The story so far: #1 is done and upstream #5 is partly done (greedy code removed) upstream #7 I've looked into briefly and some changes to lockdep will be required, though not too many I think #10 is done and upstream #11 is done and upstream Async locking and in particular how the lock_dlm module interacts with GFS2 needs looking at again.
Another glock task: 13. Make glock acquisition truely async by not doing sync reads in the inode/rgrp callbacks. We probably need submit_bh() along with our own end-I/O callback and a workqueue or similar to run the final bit of the lock state-machine.
In bz #224480, as a side effect of fixing the bug. #6 is also done.
This bug has been around a while, and its an important one, so adding to the CC list.
Created attachment 213371 [details] First of five glock patches The patches I'm attaching here are ones which were written a little while ago and not actually applied to the tree. I'm attaching them to this bz so that they don't get lost in case we need them in future, they probably won't apply without changes to the current tree, nor do I have any immediate plans at the moment to apply them.
Created attachment 213381 [details] The second of five patches
Created attachment 213391 [details] The third of five patches
Created attachment 213401 [details] The fourth of five patches
Created attachment 213411 [details] The fifth of five patches
Created attachment 241931 [details] An updated version of patch 5 This applys against the current upstream kernel. I think it might be worth pushing this patch in sooner rather than later as its basically doing useless work right in the fast path of the glock locking code. Any objections?

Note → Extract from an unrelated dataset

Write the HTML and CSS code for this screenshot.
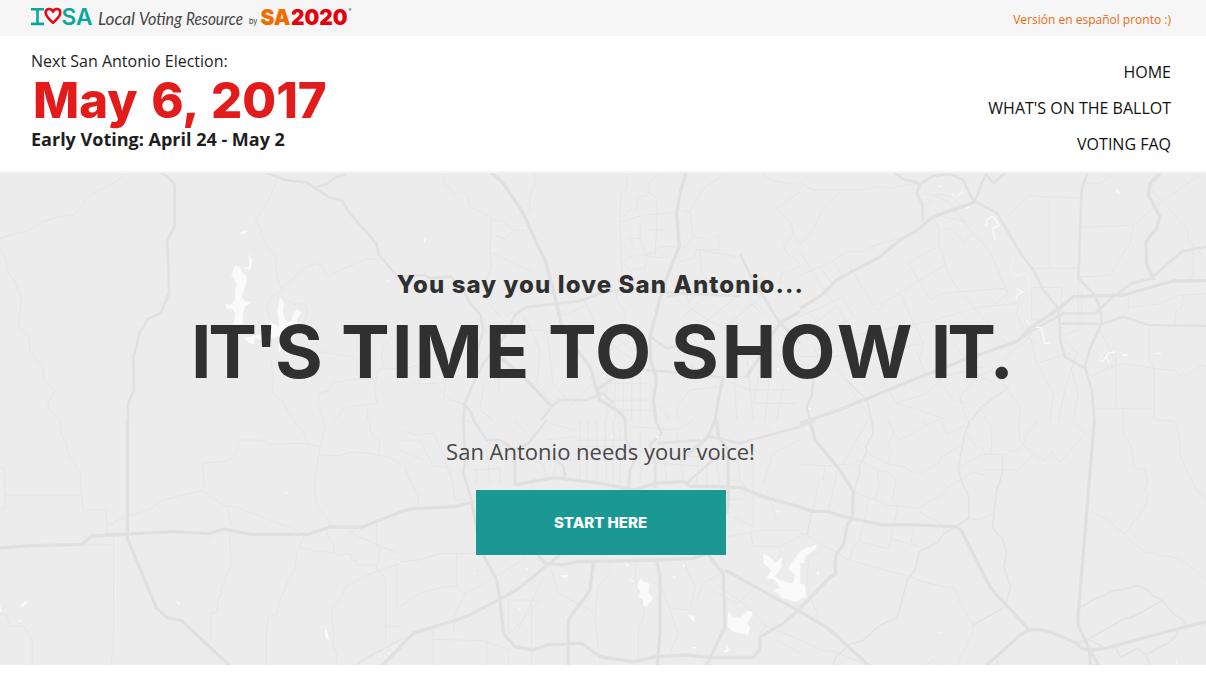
FILE: index.html
```html
<!DOCTYPE html>
<html lang="en">
<head>
<meta charset="utf-8">
<title>I Love SA Local Voting Resource</title>
<link rel="stylesheet" href="styles.css">
</head>
<body>
<div class="topbar">
  <svg class="logo" viewBox="30 4 324 30" width="324" height="30" role="img" aria-label="I love SA Local Voting Resource by SA2020">
    <path class="logo-i" d="M31 10.300H44M37.500 10.300V24.900M31 24.900H44"/>
    <path class="logo-heart" d="M53 23.800C49 20 45.700 17.500 45.700 13.800C45.700 9.400 51 8.700 53 12.600C55 8.700 60.300 9.400 60.300 13.800C60.300 17.500 57 20 53 23.800Z"/>
    <text class="logo-sa" x="61.500" y="25.800" textLength="31" lengthAdjust="spacingAndGlyphs">SA</text>
    <text class="logo-script" x="98" y="25.800" textLength="37" lengthAdjust="spacingAndGlyphs">Local</text>
    <text class="logo-script" x="139" y="25.800" textLength="43" lengthAdjust="spacingAndGlyphs">Voting</text>
    <text class="logo-script" x="186" y="25.800" textLength="57" lengthAdjust="spacingAndGlyphs">Resource</text>
    <text class="logo-by" x="249" y="25.200" textLength="8.500" lengthAdjust="spacingAndGlyphs">by</text>
    <text class="logo-org" x="260.500" y="25.800" textLength="30" lengthAdjust="spacingAndGlyphs">SA</text>
    <text class="logo-year" x="291" y="25.800" textLength="56.500" lengthAdjust="spacingAndGlyphs">2020</text>
    <text class="logo-reg" x="348.500" y="13">®</text>
  </svg>
  <a class="lang">Versión en español pronto :)</a>
</div>
<header class="header">
  <div class="election">
    <div class="election-label">Next San Antonio Election:</div>
    <div class="election-date">May 6, 2017</div>
    <div class="election-early">Early Voting: April 24 - May 2</div>
  </div>
  <nav class="nav">
    <a>HOME</a>
    <a>WHAT'S ON THE BALLOT</a>
    <a>VOTING FAQ</a>
  </nav>
</header>
<main class="hero">
  <svg class="map" viewBox="0 173 1206 492" aria-hidden="true">
    <!-- north west -->
    <g transform="translate(0 170) scale(.33333)">
      <path class="street" d="M372 10L360 25L322 50L280 68L258 90L240 118L220 136L185 138L125 156L85 182L20 198L0 206M0 240L18 268L22 305L42 330L65 385L55 465L88 508L92 545L128 590L132 628L165 662L142 700L150 722L183 750M833 25L805 92L765 152L782 178L790 210L827 265L830 320L845 357L915 293L950 280L968 290L980 320L1098 266L1140 270M845 357L812 385L800 418L812 450M845 380L880 402L915 402L922 435L900 470M812 570L820 610L818 670L843 690L880 750M960 545L1060 560L1075 575M970 750L953 700L957 670L985 662L1000 638L1060 628L1125 625M1135 598L1200 595M1135 598L1122 660L1132 700L1030 712L1020 735L995 750M1180 498L1150 530L1145 560L1152 595M1103 750L1103 715"/>
      <path class="road" d="M485 8L508 25L524 46V170L502 210L508 368L482 430L445 446L418 488L410 528L400 560L402 660L384 700V750M800 8L855 30L920 38L990 83L1025 90L1048 128L1130 222L1137 255L1195 322M948 52L980 42L1010 20L1040 12"/>
      <path class="water" d="M706 286L718 290L725 306L740 318L736 350L724 380L735 394L757 395L735 410L728 430L728 462L700 465L706 430L696 416L680 416L678 402L690 405L706 390L704 365L710 345L700 320L693 318ZM746 250L757 272L750 300L728 292L748 292ZM840 380L852 400L848 430L860 458L875 452L878 432L892 416L906 430L892 445L890 470L850 540L835 545L840 500L780 510L765 500L760 525L728 505L785 492L810 455L838 470L832 420ZM720 192L733 182L742 184L730 192ZM1156 333L1168 331L1166 336Z"/>
    </g>
    <!-- north -->
    <g transform="translate(400 170) scale(.33333)">
      <path class="street" d="M128 10L132 38L165 72L190 68L205 82L208 110L240 125L275 142L270 245L275 290L250 350M405 10L405 40L388 80L390 128M275 150L305 152L345 182L375 180M345 182L312 205L285 195M275 248L340 280L395 305M680 10V55L662 72L660 150L664 280L670 330M662 155L730 135L830 128M672 140L685 120L710 120L715 78L735 80L752 65L742 45L775 15M740 66L768 80L772 128L765 260M668 275L710 252L765 262L800 262M668 275L690 300L735 295L740 265M700 225L690 205L720 205L738 255L765 245L780 230L830 230M720 205V160M970 15L910 55L870 125L850 122M870 125L880 200L850 235M880 200L935 208L955 195L957 240L890 238L885 262L840 275M890 238L1020 262L1040 285L1052 318L1090 330L1140 338L1145 310L1200 290M1085 10L1115 30L1160 40L1200 38M1200 65L1130 115L1175 165L1180 195L1150 225L1160 250L1200 280M1180 195L1200 220M898 240L905 300L950 380M280 355L270 405L300 440M640 345L655 400L680 430L672 448M640 345L555 392L580 450M780 330L830 390L910 440L980 480M810 300L870 400M850 440L950 350L1010 345M900 470L1010 380L1090 320M940 500L1080 385M860 400L930 330M980 480L1050 400L1090 430M1010 345L1110 440M745 180L800 180M315 440L345 420L375 450M240 450L300 560L295 660M370 430L420 540L410 640L460 710M120 655L150 690L190 700M0 600L45 588L100 625M390 480H440L460 640L500 690M500 720L620 600M620 560V750M645 590V750M670 590V750M695 590V750M720 600V750M600 690H750M620 720L760 720M600 640L740 640M770 700L810 750M830 710L870 660L960 650M830 710L835 750M870 590L1050 660L1180 660M860 620H1050M1000 560L1010 750M1040 560L1060 750M1080 600L1060 700L1190 700M1110 600L1095 750M1150 640L1130 750M250 650L240 720L280 750M630 520L700 570M610 550L690 510M650 500L700 545M450 460L480 440L550 410M40 640H110M140 600L130 690M1120 560L1200 540M1090 530L1150 560"/>
      <path class="road" d="M0 318L75 315L90 325L152 320L188 355L210 400L242 435L250 480L225 570M375 412L345 435L320 490L250 580L220 640L195 700L190 750M375 412L540 393L600 370L700 355L830 370L1020 378M750 500L800 535L850 525M730 600L800 605L960 622M640 700L610 670L560 690L480 690L455 710L425 750M190 700L212 725L222 752M1020 250L1052 318L1140 460M800 380L830 375"/>
      <path class="highway" d="M275 8L310 40L370 130L410 220L435 270L460 360L485 465L535 545L570 590L590 660L600 690L650 720L675 745V755M858 8L840 70L830 130L838 230L805 310L782 380L750 500L752 570L770 630L760 690L768 752M970 620L955 690L945 752M1040 620L1080 560L1110 500L1145 455L1200 425M590 660L640 625M1140 460L1200 520M300 560L390 640L455 710"/>
      <path class="water" d="M70 210L75 205L77 212L73 218ZM1128 600L1138 590L1136 604Z"/>
    </g>
    <!-- north east -->
    <g transform="translate(800 170) scale(.33333)">
      <path class="street" d="M0 38L40 60H190L232 48L265 55L350 40M125 62L65 125L40 178L0 225M0 245L60 340L130 440L150 510M0 315L60 290L100 272L140 245L185 245L235 222L300 205L340 185M100 272L128 320M150 290L230 422L248 410L245 400L300 368L410 300L438 282M60 290L100 345M300 368L370 520L360 560M325 280L415 228L425 238L440 300L465 345L550 445L620 520M325 280L390 388L430 370L610 355L625 370L580 405M0 440L130 380L160 440L100 480M30 470L110 410M30 430L80 490M150 500L240 480L385 455L490 425L540 412L655 400L680 410M415 228L418 182L400 140M425 180L450 175L490 215L520 190L570 245L610 340L625 370M520 190L470 130L450 110M370 70L400 75L445 95L500 160M430 140L500 155M375 110L410 72L460 80L490 120M610 150L685 76L715 80L835 83M748 83V292M700 295L833 295M695 352H785V440M695 352V450H760M845 172L950 168L1000 165L1085 95L1205 10M1000 165L990 220L950 280L935 312L895 320H835M1085 10L1050 55L1160 175L1165 210L1205 255M1180 220V320L1160 332M850 40L900 42L940 12M985 380V420M985 412L1075 402L1140 375L1218 372M1125 460V425L1145 415L1150 375M1048 475V570L1062 600V750M948 545V710M885 715H1062M970 710V750M885 610L910 605L965 580L1080 598L1120 600L1150 622L1185 600L1200 585L1218 590M900 480L925 530L948 580L870 620M780 500L830 545L850 570M690 500L710 580L810 550M710 580L760 670L750 750M830 550L800 640L775 750M810 590L835 670L820 750M610 570L700 490M580 600L660 710V750M580 600L530 620L480 680L500 750M430 560L410 620L460 690L500 700M350 540L370 600L420 650M240 620L290 700L360 720L440 750M290 700L380 670L430 620L550 590M460 520L540 620L620 650M30 600L90 560L200 550L370 520M110 590L160 670L215 750M0 560L50 560M40 530L70 590M655 400L650 430L670 480L710 530M835 320V480L780 500M845 360V480M540 710L560 750"/>
      <path class="minor" d="M862 10L845 60L835 325M515 750L545 710L625 652M140 630L200 690L215 750"/>
      <path class="road" d="M360 42L350 70L368 105V155M360 42L400 18L450 12L490 30L505 65L525 95M525 95L545 40L560 10M555 10L580 38L615 10M285 8L310 28L345 35L365 50M862 10L845 60L835 325L880 370L900 410L905 460L870 535L855 590L875 660L883 750M525 95L590 128L665 255L700 300L730 360L775 415L780 470V510L795 560L855 595M650 515L700 480L790 430H885L940 380L995 340L1055 325L1145 245L1218 230M780 460L905 462L970 440L1045 465L1218 468M40 630L35 680L20 710L30 750"/>
      <path class="highway" d="M1080 10L1050 40L1045 75L1080 140L1070 175L1038 215L1040 285L1062 330M0 415L65 375L110 330L240 260L300 210L345 185L400 140L500 105L525 95M0 760L130 715L350 625L490 570L650 515L690 475L770 420L820 380L970 375L1120 333L1218 332"/>
      <path class="shore" d="M558 168L562 148L578 138L598 165L578 175L585 210M650 355L670 370M648 388L652 375L670 365M678 450L690 463M708 472H724L728 495L735 520H748M898 570L908 575L925 550L948 545M918 560L928 578M965 555H983M1066 550H1083M948 60L958 70M456 70L464 82M470 78L490 66M496 116L510 110M417 48H423M26 716H33"/>
      <path class="creek" d="M628 260L642 265L632 300L645 318L675 310L687 320L685 355L665 370M670 405L676 413M880 530L905 555L898 570"/>
    </g>
    <!-- south west -->
    <g transform="translate(0 420) scale(.33333)">
      <path class="street" d="M182 0V38L196 65L207 108L222 120L228 143L240 158L247 255L252 270H318L321 340M0 142H14L15 265L0 268M15 227H245M318 312H338L345 303L450 267L485 243L540 227L605 212L612 195L608 130L683 123L713 98L715 65L720 60H790L803 73L910 70L960 80M880 0L912 42L923 72M605 212L670 255L710 262L915 340M685 260L688 300L693 305V320M690 335L693 435L665 505V528L653 532V575L632 580V670M245 373H340M341 350L340 690L332 735M912 345L890 405L884 450L865 480L835 555L832 583L805 590L798 650L800 735M900 386L935 387L940 393L1005 397L1020 408L1035 400L1053 405L1055 420L1068 423L1073 435H1130L1128 448L1157 475V670M980 330L985 350L1000 370L1005 395M1040 328L1075 350L1200 403M1137 380V425L1128 440M1200 430L1130 455L1090 470L1035 502L1022 535L995 568V600L1000 625V680L1010 700V735M960 105L1015 107L1050 97L1090 97L1130 105L1170 112L1200 130M1110 0V30L1125 55L1140 62L1136 105M970 0L975 20L960 85L945 175V240L960 270L990 305V320M0 583L18 585L30 618H65L80 630L96 660V735M1130 310V380M1158 620H1200M1190 430V565"/>
      <path class="minor" d="M1070 735L1105 710L1200 660"/>
      <path class="highway" d="M382 0V355L470 565L502 593L545 602L690 738M0 384L95 377L247 373L275 348L385 342L520 335L628 341L672 327L752 343H922L990 321H1085L1203 276M1143 740L1203 680"/>
      <path class="water" d="M974 622L982 635L988 658H978ZM62 562L66 550L82 544L83 550ZM525 540L545 553L534 552ZM855 212L863 220L858 222ZM638 367L646 365L645 371ZM0 555L6 575L0 575ZM52 602L64 600L61 605ZM958 619L969 620L963 623ZM1136 706L1143 708L1139 712ZM1160 697H1168V703Z"/>
    </g>
    <!-- south -->
    <g transform="translate(400 420) scale(.33333)">
      <path class="street" d="M0 30L50 45L100 40L130 100L150 170M0 60H60L100 140H150L165 240H200M15 140L30 185L55 225V270M0 425L60 420L120 400H225M170 400V500H135L60 518L0 560M170 500L195 520L290 470L380 410M200 515L165 580L160 640M325 640V540L420 540L360 610L330 640M430 470L350 640M395 540V735M450 440L475 520L580 575M630 430V460L595 500L585 590L600 735M710 420L705 480L735 580L715 630V735M780 490L835 640L810 700M850 430L885 500L870 570L810 565M980 450L910 490L890 540M930 510L1015 550L1055 510M960 500L1060 575L1100 615L1080 640M0 660L100 620M100 630V735M100 658L250 662L330 690M260 660V735M325 690V735M985 350L1090 330L1200 330M1050 330L1060 380H1140V430L1110 490M1140 380L1200 350M1000 290L1060 320M1200 60L1120 100L1090 190M1010 80L1020 180M1060 70V320M1100 210L1130 300M985 180H1020L1040 210L1030 235L985 240M220 150L300 145V190M230 190V150M260 90L270 190M200 0L250 30M340 0L380 40M350 110L430 130L440 180M500 120H680M500 100H640M520 60H700M530 80H700M540 0V180M565 0L560 190M590 0V190M615 0L620 180M640 0V190M660 20V190M720 40V190M780 90L860 110H980M780 130L920 140M790 70L800 190M830 40L850 180M900 60L890 190M920 130V200M940 80L960 190M700 20L830 30L880 0M440 60L530 50M480 80L460 170M450 10L520 30M0 90L70 120M1080 610L1200 660M1200 700L1130 660M400 170L395 205"/>
      <path class="road" d="M190 0L195 120L190 160L215 240M220 0L260 60H300L345 90V190M440 0L385 70L350 85M460 110L490 140L495 170M675 0L678 60L710 110L690 150L685 210M765 0L785 40L750 75L765 130V205M770 70L900 60M860 190L950 110M930 50L1020 70L1200 20"/>
      <path class="highway" d="M0 277L30 267L165 260L225 245M340 195L465 173L605 190L700 210L770 190L850 185L870 198L1020 202L1090 230L1203 262M945 0L925 50L860 105M950 0L955 50L985 90V240L980 280M215 245L235 350L250 405L290 480L300 540L310 640L345 680L400 690L440 675L545 670L600 710L700 726L770 710L860 705L920 712H1060L1080 690V650L1150 610L1200 568M410 400L435 430L490 435L530 425L770 420L880 415L925 400M480 405L350 510L200 590L40 640L0 680M580 430L570 510L505 600V735M770 425L780 470V640L772 735M925 405L970 460L975 620L920 735M975 450L1200 575"/>
      <path class="water" d="M1090 402L1110 410L1125 430L1145 410V440L1125 470L1140 480L1165 488L1180 490L1185 465L1165 445L1180 420L1201 395V540L1185 545L1150 535L1120 510L1140 505L1125 480L1100 475L1115 450L1090 430ZM720 475L733 487L748 490L745 520L760 535L740 560L728 558L730 540L712 530L722 515L712 500ZM985 572L995 588L1020 595L1040 575L1058 573L1055 590L1040 610L1050 620L1045 645L1000 635L982 620ZM863 582L884 590L883 606L872 598ZM675 430L688 434L684 442ZM685 478L702 482L700 488ZM480 466L505 464L500 473L486 472ZM378 443L384 445L381 454ZM365 474L373 476L370 480ZM352 566L366 566L360 571ZM815 472L828 468L826 474ZM872 682L892 680L886 686ZM966 694L980 690L978 670L987 690L980 698ZM1128 272L1138 272L1134 280ZM629 45L642 48L637 54ZM1118 14L1128 15L1122 20ZM188 619L196 620L192 623ZM848 430L856 438L850 442ZM220 454L227 462L223 463ZM768 48L777 48L772 58Z"/>
    </g>
    <!-- south east -->
    <g transform="translate(800 420) scale(.33333)">
      <path class="street" d="M205 0L160 75L130 130M0 132L75 138L155 132L180 122L235 150L270 158L288 180L277 240L295 257M160 75L260 130L320 143L328 153L358 162L420 128V113L487 75M265 0L282 42L300 60L375 18L415 0M365 0L375 18M425 0L440 42L500 15M282 42L262 80L278 95L262 128M75 138L70 178H58L38 270M113 150L85 270M235 150L232 180L240 190L225 235M162 215L205 233L240 243L255 257H295L355 265L438 218V205L480 180L520 155L550 165L555 150H655L700 102L732 122L758 95L762 112L782 126L855 40L880 60M480 140L545 103H620L632 93L655 90L670 72L680 42L715 0M670 75L700 100M815 0L855 38M655 0L660 60M560 0L573 15L575 100M500 42L530 80L545 82L555 100M208 235L178 365L160 378L150 420M178 365L265 386L295 257M275 357L358 380M343 320L332 370M355 265L365 280L425 312L432 340M505 295L535 300L580 280M0 340L22 345L60 372L100 392L150 422L330 470L365 485L465 507L478 530L475 540L520 615V635L470 735M970 0V50L985 60L998 95L1002 140L1015 150L1033 145L1042 180L1035 210L1045 225L1038 255L1012 297L1005 297L975 345M1070 0L1120 2L1130 20L1140 70V105L1170 170L1190 210L1218 235M865 270L930 302L950 325L965 333L1000 370L1040 398H1058L1080 408H1112L1160 430L1218 478M60 372V395L25 408L22 480L30 530L52 580V600M0 660L70 692L105 695L210 738M380 735L400 718L415 735"/>
      <path class="minor" d="M215 0L220 40L198 80L200 95L178 140V165L162 215M510 0L492 50L475 140L482 178L507 232V295L432 342L412 368L358 395L345 450L322 480L292 593L240 615L188 662L150 672L108 710L98 735M608 105V150L600 185L590 210L577 322L608 358L620 395L612 440L632 500L618 555L605 567L520 615M35 280L20 345M840 563L890 533L915 525L940 512L970 508L1015 497L1040 507L1055 525L1088 543L1120 582L1150 600L1155 615M1085 543L1000 590L965 600L865 658M828 668L865 658L915 685M945 680L963 712L1012 684L1038 705L1052 735M1038 705L1105 668L1125 650L1135 630M585 715L598 735"/>
      <path class="highway" d="M0 260L35 274H82L120 287L155 295L250 315L320 314L465 320L483 330L570 500L595 532L615 550L687 630L655 650L560 735M687 630L710 628L750 635L830 670L845 685L875 690L915 685L1130 627L1218 605M30 0L45 60L120 150L160 215L157 295L143 310L130 375L108 402L105 440L108 462L90 472L0 565M0 575L80 622L140 675L205 735M883 0L833 605L838 625L860 670L895 735M868 690L872 735M0 18L45 0"/>
      <path class="water" d="M50 370L48 385L28 402L15 408L12 430H-1V395L20 382L35 382ZM-1 430V535L18 532L15 495L0 490ZM48 458L58 454L55 466ZM18 20L27 28L24 32ZM418 636L428 637L422 640ZM1125 718L1133 726L1130 731Z"/>
    </g>
  </svg>
  <div class="hero-copy">
    <h2 class="tagline">You say you love San Antonio...</h2>
    <h1 class="headline"><span class="w-its">IT'S</span> <span class="w-time">TIME</span> <span class="w-to">TO</span> <span class="w-show">SHOW</span> <span class="w-it">IT.</span></h1>
    <p class="lead">San Antonio needs your voice!</p>
    <a class="cta">START HERE</a>
  </div>
</main>
</body>
</html>
```
FILE: styles.css
```css
* { box-sizing: border-box; }
body {
  margin: 0;
  height: 679px;
  overflow: hidden;
  background: #fff;
  color: #1e1e1e;
  font-family: "Open Sans", sans-serif;
}
.topbar {
  display: flex;
  justify-content: space-between;
  align-items: center;
  height: 36px;
  padding: 0 35px 0 30px;
  background: #f6f6f6;
}
.logo { display: block; }
.logo text { font-family: Inter, sans-serif; }
.logo-i { fill: none; stroke: #0ba79d; stroke-width: 2.600; }
.logo-heart { fill: none; stroke: #e20a17; stroke-width: 2.600; stroke-linejoin: round; }
.logo .logo-sa { font-size: 22.500px; font-weight: 600; fill: #0ba79d; }
.logo .logo-script { font-family: Lato, sans-serif; font-style: italic; font-size: 18px; fill: #444; }
.logo .logo-by { font-size: 8px; fill: #444; }
.logo .logo-org, .logo .logo-year { font-size: 22px; font-weight: 900; }
.logo .logo-org { fill: #f06c00; }
.logo .logo-year { fill: #e5000f; }
.logo .logo-reg { font-size: 4.500px; fill: #555; }
.lang { font-size: 12px; line-height: 16px; color: #ec6a10; padding-top: 3px; }
.header {
  display: flex;
  justify-content: space-between;
  height: 137px;
  padding: 14px 35px 0 31px;
  border-bottom: 2px solid #f4f4f4;
}
.election-label { margin-bottom: 3px; font-size: 16px; line-height: 22px; white-space: nowrap; }
.election-date {
  padding-left: 2px;
  font: 800 49px/52px Inter, sans-serif;
  word-spacing: 3px;
  color: #e31b1b;
  white-space: nowrap;
}
.election-early { font-size: 18px; font-weight: 700; line-height: 24px; white-space: nowrap; }
.nav { display: flex; flex-direction: column; align-items: flex-end; padding-top: 4px; }
.nav a { font-size: 16px; line-height: 36px; color: #111; }
.hero { position: relative; height: 492px; background: #ececec; overflow: hidden; }
.map { position: absolute; inset: 0; width: 1206px; height: 492px; }
.map path { fill: none; stroke-linejoin: round; }
.map .street { stroke: #e5e5e5; stroke-width: 3; }
.map .minor { stroke: #e3e3e3; stroke-width: 5; }
.map .road { stroke: #e1e1e1; stroke-width: 8; }
.map .highway { stroke: #e0e0e0; stroke-width: 10; }
.map .water { fill: #fafafa; }
.map .shore { stroke: #fafafa; stroke-width: 4; }
.map .creek { stroke: #f3f3f3; stroke-width: 3; }
.hero-copy {
  position: relative;
  display: flex;
  flex-direction: column;
  align-items: center;
  padding: 95px 5px 0 0;
}
.tagline {
  margin: 0;
  font: 800 24px/34px Inter, sans-serif;
  letter-spacing: 1.100px;
  color: #303030;
  white-space: nowrap;
}
.headline {
  margin: 6px 0 0;
  font: 700 73px/88px Inter, sans-serif;
  color: #303030;
  white-space: nowrap;
}
.w-its { letter-spacing: -3.300px; }
.w-time { margin-left: 4px; letter-spacing: 2.300px; }
.w-to { margin-left: -1px; letter-spacing: .500px; }
.w-show { margin-left: 2px; letter-spacing: 3px; }
.w-it { margin-left: -2px; letter-spacing: -4px; }
.lead { margin: 40px 0 0; font-size: 22px; line-height: 30px; color: #484848; }
.cta {
  display: flex;
  align-items: center;
  justify-content: center;
  width: 250px;
  height: 65px;
  margin-top: 24px;
  background: #1c9894;
  color: #fff;
  font: 800 15px/20px Inter, sans-serif;
}
```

Based on the date this bug was created, it appears to have been reported against rawhide during the development of a Fedora release that is no longer maintained. In order to refocus our efforts as a project we are flagging all of the open bugs for releases which are no longer maintained. If this bug remains in NEEDINFO thirty (30) days from now, we will automatically close it. If you can reproduce this bug in a maintained Fedora version (7, 8, or rawhide), please change this bug to the respective version and change the status to ASSIGNED. (If you're unable to change the bug's version or status, add a comment to the bug and someone will change it for you.) Thanks for your help, and we apologize again that we haven't handled these issues to this point. The process we're following is outlined here: http://fedoraproject.org/wiki/BugZappers/F9CleanUp We will be following the process here: http://fedoraproject.org/wiki/BugZappers/HouseKeeping to ensure this doesn't happen again.
Please do not close this bug.
Changing version to '9' as part of upcoming Fedora 9 GA. More information and reason for this action is here: http://fedoraproject.org/wiki/BugZappers/HouseKeeping
With the latest upstream code, a lot of the originally proposed changes are done. Here is a list of what is left: 1. Documentation - how does it work? :-) 2. Remove one (or both?!) of ->go_xmote_bh and ->go_lock. The latter is more important since it sits in the fast path. 3. Remove ->go_unlock if possible 4. lockdep support (task #7 from the above list) 5. The GL_NOCACHE flag could be replaced by a call to ->go_demote_ok 6. The GL_ASYNC flag could be replaced by a "wait" flag to gfs_glock_nq 7. The GLF_STICKY flag coule be replaced by a call to ->go_demote_ok 8. Remove gfs2_glockd and replace with the workqueue 9. Remove gfs2_scand and replace with the workqueue 10. Investigate why the workqueue seems to be the cause of poor performance wrt lock completions and consider whether its possible to have a per-glock tasklet instead. This issue here is whether we can submit I/O from that context or not. If we were able to eliminate all I/O from the glops callbacks, then that would cease to be a problem, but I'm not sure thats very practical. 11. Make the I/O async wrt the workqueue to avoid blocking I/O requests by waiting for other I/O requests. Has implications for task #10
Time to add some more to the list: 12. Make the glock cache respond to memory pressure by implementing an LRU list of demotable/freeable locks and having a cache shrinker which scans it. See also tasks 8 & 9 above. 13. Remove the "drop locks" feature. Its the wrong thing to do in that situation anyway. 14. Remove the lock modules (merge into main fs). Lock_nolock is already done upstream, lock_dlm is more tricky.
With the latest patch for eliminating glockd and scand, I have had another idea to help try and improve the performance of glocks. Ideally we'd like to be able to solve the writeback problem and also that of efficient scheduling of inode reads (via inode_go_lock at the moment). It occurred to me that if we introduced a new concept, that of an elevator based workqueue, we could solve both problems at the same time. Each entry in the workqueue would have an index, which in this case would be determined by the inode number in question. This, in conjunction with an elevator algorithm when the workqueue is being run, should result in I/O being issued in a more optimal order. It also means that we can then deal with both reads and writes with a single solution since both writeback and inode reads are started under the workqueue. From comment #16, items 7-9 are done in the latest patch. From comment #17, items 12 & 13 are done and item 14 is high on the list. There is still a lot of work to do in this area though.
This bug appears to have been reported against 'rawhide' during the Fedora 10 development cycle. Changing version to '10'. More information and reason for this action is here: http://fedoraproject.org/wiki/BugZappers/HouseKeeping
I think that just about all of the tasks which I'd intended that we do under this bug have now been done. We have docs on the glock code, we have tracepoints. We don't have the lockdep support for glocks, but that is still tricky to do and we can always look at that as a separate item. We do have the hangalyzer though which goes some way towards providing the same functionality. So I think we can close this now.